Introduced into the southeast Atlantic through the US aquarium trade in the 1980s, lionfish have been spotted as far north as southern New England and are firmly established in a range from North Carolina to South America, including the Gulf of Mexico. Lionfish, which are considered an aggressive threat to native fish populations throughout their range, have recently expanded throughout most of the Caribbean in a time span of less than five years.
“Lionfish may prove to be one of the greatest threats of this century to tropical Atlantic reefs,” said NOAA ecologist James Morris, Ph.D.
“As the first reef fish invasive species to this region, lionfish have clearly demonstrated the vulnerability of Atlantic reefs to marine invasions. With the lionfish web portal, coastal managers, scientists, and the public can work together to manage and better understand the lionfish and its economic and ecological impacts.”
The Invasive Lionfish Web Portal provides scientifically accurate information for coastal managers, educators and the public on the lionfish invasion and its impacts by providing training videos, fact sheets, examples of management plans, and guidelines for monitoring.
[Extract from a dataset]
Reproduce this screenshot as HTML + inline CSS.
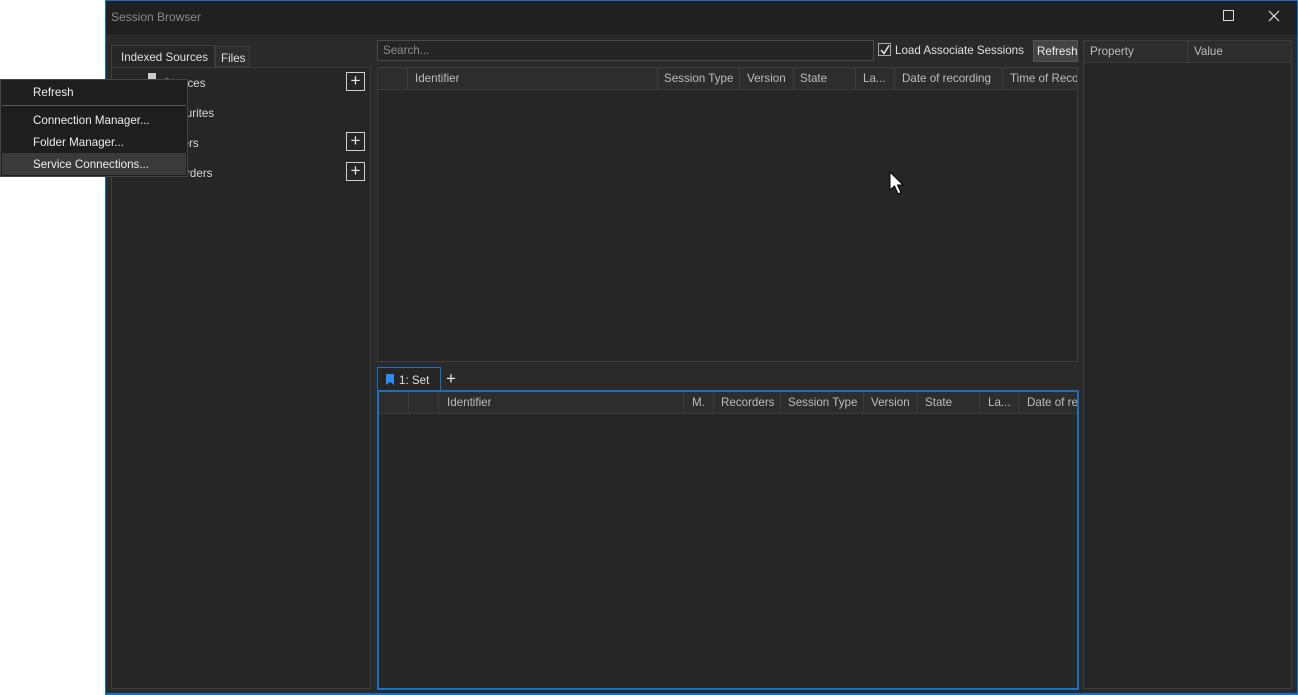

The authors of the web portal include NOAA scientists and policy experts, non-profit environmental groups, academic scientists, and coastal managers from the Southeast US, Caribbean, and Gulf of Mexico who together bring decades of experience fighting the lionfish invasion.
One of the new site’s special features is an interactive front page that includes live Twitter (#lionfish), Flickr, YouTube, and Google news feeds, image and video contests, a lionfish distribution map, and a lionfish discussion forum designed to promote discussion and inquiry.
“The lionfish web portal was built to bring together scientists and coastal managers to share information and gather resources,” said GCFI’s executive director Bob Glazer.
“We are confident that we can control lionfish in many places such as marine protected areas, sanctuaries, and other conservation areas if the many strategies and tools provided on the lionfish web portal are used.”
Invasive lionfish continue to cause ecological damage along temperate and tropical reefs from North Carolina to the Gulf of Mexico and the Caribbean islands to the Atlantic coast of South America.
Coastal managers are working to catch and control lionfish in some conservation areas using methods such as adopt-a-reef programs, paid or volunteer removal efforts, fishing derbies, and commercial harvesting of lionfish as a food fish or for other end uses including the aquarium or jewelry trades.
This project was funded by the US Department of State’s Office of Conservation and Water. Collaborating partners include NOAA’s National Centers for Coastal Ocean Science (NCCOS), GCFI, REEF, the International Coral Reef Initiative, and Oregon State University.